De rechtbank is van oordeel dat een adequate motivering op dit verzoek
zeker op verweerders weg had gelegen nu zich als bijzonderheid heeft voorgedaan dat verweerder gedurende lange tijd heeft berust in het legaal verblijf van eiser hier te lande, onder meer door hem uitstel van vertrek te verlenen dan
wel dit uitstel niet in te trekken.
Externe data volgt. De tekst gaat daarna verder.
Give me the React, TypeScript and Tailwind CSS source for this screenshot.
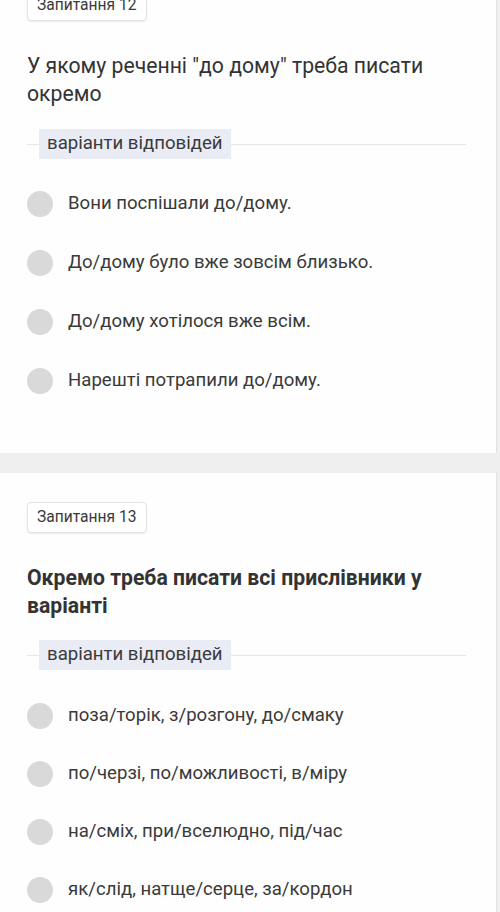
import React from "react";

const font = { fontFamily: "Roboto, 'Noto Sans', sans-serif" };

function Badge({ text }: { text: string }) {
  return (
    <div className="inline-flex h-[31px] items-center rounded-[4px] border border-[#e3e3e3] bg-white px-[9px] text-[15.6px] text-[#3a3a3a] shadow-[0_1px_2px_rgba(0,0,0,0.08)]">
      {text}
    </div>
  );
}

function Label() {
  return (
    <div className="relative flex items-center pr-[30px]">
      <div className="absolute left-0 right-[30px] top-1/2 h-px bg-[#e6e6e6]" />
      <div className="relative ml-[12px] flex h-[30px] items-center bg-[#e9ebf5] px-[8px] text-[18.6px] text-[#3a3a3a]">
        варіанти відповідей
      </div>
    </div>
  );
}

function Option({ text }: { text: string }) {
  return (
    <div className="flex h-[30px] items-center gap-[15px]">
      <div className="h-[26px] w-[26px] shrink-0 rounded-full bg-[#d9d9d9]" />
      <div className="text-[18.6px] text-[#3a3a3a]">{text}</div>
    </div>
  );
}

export default function App() {
  return (
    <div className="flex h-[912px] flex-col overflow-hidden bg-[#efefef]" style={font}>
      <div className="mr-[3px] border-r border-[#e2e2e2] bg-[#fefefe] pb-[57px] pl-[27px]">
        <div className="-mt-[10px]">
          <Badge text="Запитання 12" />
        </div>
        <div className="mt-[31px] pr-[20px] text-[21.2px] leading-[28px] text-[#333]">
          У якому реченні "до дому" треба писати окремо
        </div>
        <div className="mt-[21px]">
          <Label />
        </div>
        <div className="mt-[30px] flex flex-col gap-[29px]">
          <Option text="Вони поспішали до/дому." />
          <Option text="До/дому було вже зовсім близько." />
          <Option text="До/дому хотілося вже всім." />
          <Option text="Нарешті потрапили до/дому." />
        </div>
      </div>
      <div className="h-[20px] shrink-0" />
      <div className="mr-[3px] flex-1 border-r border-[#e2e2e2] bg-[#fefefe] pl-[27px] pt-[29px]">
        <Badge text="Запитання 13" />
        <div className="mt-[31px] pr-[20px] text-[21.2px] font-bold leading-[28px] text-[#333]">
          Окремо треба писати всі прислівники у варіанті
        </div>
        <div className="mt-[20px]">
          <Label />
        </div>
        <div className="mt-[31px] flex flex-col gap-[28px]">
          <Option text="поза/торік, з/розгону, до/смаку" />
          <Option text="по/черзі, по/можливості, в/міру" />
          <Option text="на/сміх, при/вселюдно, під/час" />
          <Option text="як/слід, натще/серце, за/кордон" />
        </div>
      </div>
    </div>
  );
}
Daarbij overweegt de rechtbank dat ook voor dit uitstel van vertrek beleid geldt dat de contra-indicatie criminele antecedenten kan worden tegengeworpen.
Voorts is van belang dat het - naar de strafmaat te beoordelen - om een betrekkelijk licht en inmiddels oud vergrijp gaat en niet van recidive is gebleken.
2.10 Gezien het voorgaande dient het beroep gegrond verklaard te worden.
2.11 De rechtbank ziet aanleiding verweerder te veroordelen tot vergoeding aan eisers van de door hem gemaakte proceskosten alsmede tot vergoeding van de door eiser betaalde griffierechten.
3 BESLISSING
De rechtbank:
a. verklaart het beroep gegrond;
b. vernietigt de beschikking van 16 maart 2000
c. draagt verweerder op nieuwe beschikkingen te geven met inachtneming van deze uitspraak;
d. wijst de Staat der Nederlanden aan als rechtspersoon om het betaalde griffierecht ad f 50,- aan eiser te vergoeden;
e. veroordeelt verweerder in de proceskosten van eiser ad f 1420,-, onder aanwijzing van de Staat der Nederlanden als rechtspersoon die deze kosten aan de griffier dient te vergoeden.
Deze uitspraak is gedaan door mr. E.F. Smeele en in het openbaar uitgesproken op 21 augustus 2000 in tegenwoordigheid van mr. F.L.M. Heine als griffier.
--------------
Tegen deze uitspraak staat geen hoger beroep open (artikel 33e Vw).